§ **Aim of the exercise**
Copy the material that follows word for word and omit its pictures.

= = = = = = =

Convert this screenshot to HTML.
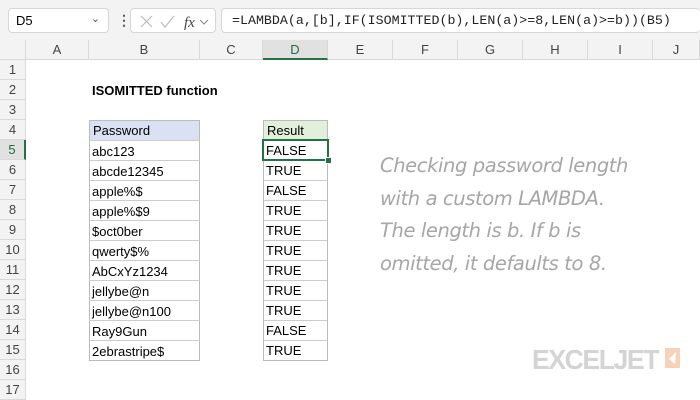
<!DOCTYPE html>
<html><head><style>
body{margin:0;width:700px;height:400px;overflow:hidden;background:#fff;font-family:"Liberation Sans",Calibri,sans-serif;position:relative}
.a{position:absolute}
.top{left:0;top:0;width:700px;height:40px;background:#f3f3f3}
.box{background:#fff;border:1px solid #d6d6d6;border-radius:4px;box-sizing:border-box}
.ch{top:40px;height:20px;background:#f3f3f3;border-right:1px solid #d9d9d9;border-bottom:1px solid #d9d9d9;box-sizing:border-box;font-size:13px;color:#444;text-align:center;line-height:20px}
.rh{left:0;width:26px;height:20px;background:#f3f3f3;border-bottom:1px solid #d9d9d9;border-right:1px solid #d9d9d9;box-sizing:border-box;font-size:13px;color:#444;text-align:center;line-height:20px}
.c{font-size:13px;line-height:21px;padding-left:3px;box-sizing:border-box;height:20px;color:#000}
</style></head><body>
<div class="a top"></div>
<div class="a box" style="left:8px;top:8px;width:101px;height:25px;font-size:13px;line-height:23px;padding-left:7px">D5<span style="position:absolute;right:8px;top:-1px;font-size:11px;color:#555">&#8964;</span></div>
<div class="a" style="left:117px;top:12px;font-size:14px;color:#555;font-weight:bold">&#8942;</div>
<div class="a box" style="left:130px;top:8px;width:86px;height:25px">
<svg width="86" height="25" style="position:absolute;left:0;top:0"><path d="M10 7l11 11M21 7L10 18" stroke="#bbb" stroke-width="1.2"/><path d="M30 13l4 5 9-11" stroke="#bbb" stroke-width="1.2" fill="none"/><text x="53" y="18" font-family="Liberation Serif" font-style="italic" font-size="15" fill="#444">fx</text><path d="M69 11l4 4 4-4" stroke="#888" fill="none"/></svg></div>
<div class="a box" style="left:221px;top:8px;width:479px;height:25px;border-right:none;font-family:'Liberation Mono',monospace;font-size:13.3px;line-height:23px;padding-left:10px;color:#222;white-space:nowrap">=LAMBDA(a,[b],IF(ISOMITTED(b),LEN(a)&gt;=8,LEN(a)&gt;=b))(B5)</div>
<div class="a ch" style="left:0;width:26px"></div>
<div class="a ch" style="left:26px;width:63px">A</div>
<div class="a ch" style="left:89px;width:111px">B</div>
<div class="a ch" style="left:200px;width:63px">C</div>
<div class="a ch" style="left:263px;width:65px;background:#e1e1e1;border-bottom:2px solid #217346;color:#1e6b3f">D</div>
<div class="a ch" style="left:328px;width:65px">E</div>
<div class="a ch" style="left:393px;width:65px">F</div>
<div class="a ch" style="left:458px;width:65px">G</div>
<div class="a ch" style="left:523px;width:65px">H</div>
<div class="a ch" style="left:588px;width:65px">I</div>
<div class="a ch" style="left:653px;width:47px">J</div>
<div class="a rh" style="top:60px">1</div><div class="a rh" style="top:80px">2</div><div class="a rh" style="top:100px">3</div><div class="a rh" style="top:120px">4</div>
<div class="a rh" style="top:140px;background:#e1e1e1;border-right:2px solid #217346;color:#1e6b3f">5</div>
<div class="a rh" style="top:160px">6</div><div class="a rh" style="top:180px">7</div><div class="a rh" style="top:200px">8</div><div class="a rh" style="top:220px">9</div><div class="a rh" style="top:240px">10</div><div class="a rh" style="top:260px">11</div><div class="a rh" style="top:280px">12</div><div class="a rh" style="top:300px">13</div><div class="a rh" style="top:320px">14</div><div class="a rh" style="top:340px">15</div><div class="a rh" style="top:360px">16</div><div class="a rh" style="top:380px">17</div>
<div class="a c" style="left:89px;top:80px;font-weight:bold">ISOMITTED function</div>
<div class="a" style="left:89px;top:120px;width:111px;border:1px solid #bbb;box-sizing:border-box;height:241px"></div>
<div class="a" style="left:263px;top:120px;width:65px;border:1px solid #bbb;box-sizing:border-box;height:241px"></div>
<div class="a c" style="left:90px;top:121px;width:109px;height:19px;background:#d9e1f2;line-height:20px">Password</div>
<div class="a c" style="left:264px;top:121px;width:63px;height:19px;background:#e2efda;line-height:20px">Result</div>
<div class="a" style="left:89px;top:140px">
<div class="c" style="border-top:1px solid #ccc;width:111px">abc123</div><div class="c" style="border-top:1px solid #ccc">abcde12345</div><div class="c" style="border-top:1px solid #ccc">apple%$</div><div class="c" style="border-top:1px solid #ccc">apple%$9</div><div class="c" style="border-top:1px solid #ccc">$oct0ber</div><div class="c" style="border-top:1px solid #ccc">qwerty$%</div><div class="c" style="border-top:1px solid #ccc">AbCxYz1234</div><div class="c" style="border-top:1px solid #ccc">jellybe@n</div><div class="c" style="border-top:1px solid #ccc">jellybe@n100</div><div class="c" style="border-top:1px solid #ccc">Ray9Gun</div><div class="c" style="border-top:1px solid #ccc">2ebrastripe$</div>
</div>
<div class="a" style="left:263px;top:140px;width:65px">
<div class="c">FALSE</div><div class="c">TRUE</div><div class="c">FALSE</div><div class="c">TRUE</div><div class="c">TRUE</div><div class="c">TRUE</div><div class="c">TRUE</div><div class="c">TRUE</div><div class="c">TRUE</div><div class="c">FALSE</div><div class="c">TRUE</div>
</div>
<div class="a" style="left:264px;width:63px;top:140px;height:220px;background:repeating-linear-gradient(#ccc 0 1px,transparent 1px 20px);z-index:-1"></div>
<div class="a" style="left:262px;top:139px;width:67px;height:22px;border:2px solid #217346;box-sizing:border-box"></div>
<div class="a" style="left:325px;top:157px;width:5px;height:5px;background:#217346;border:1px solid #fff"></div>
<div class="a" style="left:380px;top:150px;font-size:19.5px;line-height:32.5px;color:#a6a6a6;font-family:'DejaVu Sans',sans-serif;font-style:italic;letter-spacing:-0.4px">Checking password length<br>with a custom LAMBDA.<br>The length is b. If b is<br>omitted, it defaults to 8.</div>
<div class="a" style="left:532px;top:344px;font-size:28px;font-weight:bold;color:#d4d4d4;letter-spacing:-1.5px;transform:scaleX(0.95);transform-origin:left">EXCELJET</div>
<div class="a" style="left:665px;top:348px;width:15px;height:20px;background:#f6d2b8"></div>
<svg class="a" style="left:665px;top:348px" width="15" height="20"><path d="M11 4L4 11l6 5z" fill="#fff"/></svg>
</body></html>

= = = = = = =

§ **Problem solution**
Convert this screenshot to HTML.
<!DOCTYPE html>
<html><head><style>
body{margin:0;width:700px;height:400px;overflow:hidden;background:#fff;font-family:"Liberation Sans",Calibri,sans-serif;position:relative}
.a{position:absolute}
.top{left:0;top:0;width:700px;height:40px;background:#f3f3f3}
.box{background:#fff;border:1px solid #d6d6d6;border-radius:4px;box-sizing:border-box}
.ch{top:40px;height:20px;background:#f3f3f3;border-right:1px solid #d9d9d9;border-bottom:1px solid #d9d9d9;box-sizing:border-box;font-size:13px;color:#444;text-align:center;line-height:20px}
.rh{left:0;width:26px;height:20px;background:#f3f3f3;border-bottom:1px solid #d9d9d9;border-right:1px solid #d9d9d9;box-sizing:border-box;font-size:13px;color:#444;text-align:center;line-height:20px}
.c{font-size:13px;line-height:21px;padding-left:3px;box-sizing:border-box;height:20px;color:#000}
</style></head><body>
<div class="a top"></div>
<div class="a box" style="left:8px;top:8px;width:101px;height:25px;font-size:13px;line-height:23px;padding-left:7px">D5<span style="position:absolute;right:8px;top:-1px;font-size:11px;color:#555">&#8964;</span></div>
<div class="a" style="left:117px;top:12px;font-size:14px;color:#555;font-weight:bold">&#8942;</div>
<div class="a box" style="left:130px;top:8px;width:86px;height:25px">
<svg width="86" height="25" style="position:absolute;left:0;top:0"><path d="M10 7l11 11M21 7L10 18" stroke="#bbb" stroke-width="1.2"/><path d="M30 13l4 5 9-11" stroke="#bbb" stroke-width="1.2" fill="none"/><text x="53" y="18" font-family="Liberation Serif" font-style="italic" font-size="15" fill="#444">fx</text><path d="M69 11l4 4 4-4" stroke="#888" fill="none"/></svg></div>
<div class="a box" style="left:221px;top:8px;width:479px;height:25px;border-right:none;font-family:'Liberation Mono',monospace;font-size:13.3px;line-height:23px;padding-left:10px;color:#222;white-space:nowrap">=LAMBDA(a,[b],IF(ISOMITTED(b),LEN(a)&gt;=8,LEN(a)&gt;=b))(B5)</div>
<div class="a ch" style="left:0;width:26px"></div>
<div class="a ch" style="left:26px;width:63px">A</div>
<div class="a ch" style="left:89px;width:111px">B</div>
<div class="a ch" style="left:200px;width:63px">C</div>
<div class="a ch" style="left:263px;width:65px;background:#e1e1e1;border-bottom:2px solid #217346;color:#1e6b3f">D</div>
<div class="a ch" style="left:328px;width:65px">E</div>
<div class="a ch" style="left:393px;width:65px">F</div>
<div class="a ch" style="left:458px;width:65px">G</div>
<div class="a ch" style="left:523px;width:65px">H</div>
<div class="a ch" style="left:588px;width:65px">I</div>
<div class="a ch" style="left:653px;width:47px">J</div>
<div class="a rh" style="top:60px">1</div><div class="a rh" style="top:80px">2</div><div class="a rh" style="top:100px">3</div><div class="a rh" style="top:120px">4</div>
<div class="a rh" style="top:140px;background:#e1e1e1;border-right:2px solid #217346;color:#1e6b3f">5</div>
<div class="a rh" style="top:160px">6</div><div class="a rh" style="top:180px">7</div><div class="a rh" style="top:200px">8</div><div class="a rh" style="top:220px">9</div><div class="a rh" style="top:240px">10</div><div class="a rh" style="top:260px">11</div><div class="a rh" style="top:280px">12</div><div class="a rh" style="top:300px">13</div><div class="a rh" style="top:320px">14</div><div class="a rh" style="top:340px">15</div><div class="a rh" style="top:360px">16</div><div class="a rh" style="top:380px">17</div>
<div class="a c" style="left:89px;top:80px;font-weight:bold">ISOMITTED function</div>
<div class="a" style="left:89px;top:120px;width:111px;border:1px solid #bbb;box-sizing:border-box;height:241px"></div>
<div class="a" style="left:263px;top:120px;width:65px;border:1px solid #bbb;box-sizing:border-box;height:241px"></div>
<div class="a c" style="left:90px;top:121px;width:109px;height:19px;background:#d9e1f2;line-height:20px">Password</div>
<div class="a c" style="left:264px;top:121px;width:63px;height:19px;background:#e2efda;line-height:20px">Result</div>
<div class="a" style="left:89px;top:140px">
<div class="c" style="border-top:1px solid #ccc;width:111px">abc123</div><div class="c" style="border-top:1px solid #ccc">abcde12345</div><div class="c" style="border-top:1px solid #ccc">apple%$</div><div class="c" style="border-top:1px solid #ccc">apple%$9</div><div class="c" style="border-top:1px solid #ccc">$oct0ber</div><div class="c" style="border-top:1px solid #ccc">qwerty$%</div><div class="c" style="border-top:1px solid #ccc">AbCxYz1234</div><div class="c" style="border-top:1px solid #ccc">jellybe@n</div><div class="c" style="border-top:1px solid #ccc">jellybe@n100</div><div class="c" style="border-top:1px solid #ccc">Ray9Gun</div><div class="c" style="border-top:1px solid #ccc">2ebrastripe$</div>
</div>
<div class="a" style="left:263px;top:140px;width:65px">
<div class="c">FALSE</div><div class="c">TRUE</div><div class="c">FALSE</div><div class="c">TRUE</div><div class="c">TRUE</div><div class="c">TRUE</div><div class="c">TRUE</div><div class="c">TRUE</div><div class="c">TRUE</div><div class="c">FALSE</div><div class="c">TRUE</div>
</div>
<div class="a" style="left:264px;width:63px;top:140px;height:220px;background:repeating-linear-gradient(#ccc 0 1px,transparent 1px 20px);z-index:-1"></div>
<div class="a" style="left:262px;top:139px;width:67px;height:22px;border:2px solid #217346;box-sizing:border-box"></div>
<div class="a" style="left:325px;top:157px;width:5px;height:5px;background:#217346;border:1px solid #fff"></div>
<div class="a" style="left:380px;top:150px;font-size:19.5px;line-height:32.5px;color:#a6a6a6;font-family:'DejaVu Sans',sans-serif;font-style:italic;letter-spacing:-0.4px">Checking password length<br>with a custom LAMBDA.<br>The length is b. If b is<br>omitted, it defaults to 8.</div>
<div class="a" style="left:532px;top:344px;font-size:28px;font-weight:bold;color:#d4d4d4;letter-spacing:-1.5px;transform:scaleX(0.95);transform-origin:left">EXCELJET</div>
<div class="a" style="left:665px;top:348px;width:15px;height:20px;background:#f6d2b8"></div>
<svg class="a" style="left:665px;top:348px" width="15" height="20"><path d="M11 4L4 11l6 5z" fill="#fff"/></svg>
</body></html>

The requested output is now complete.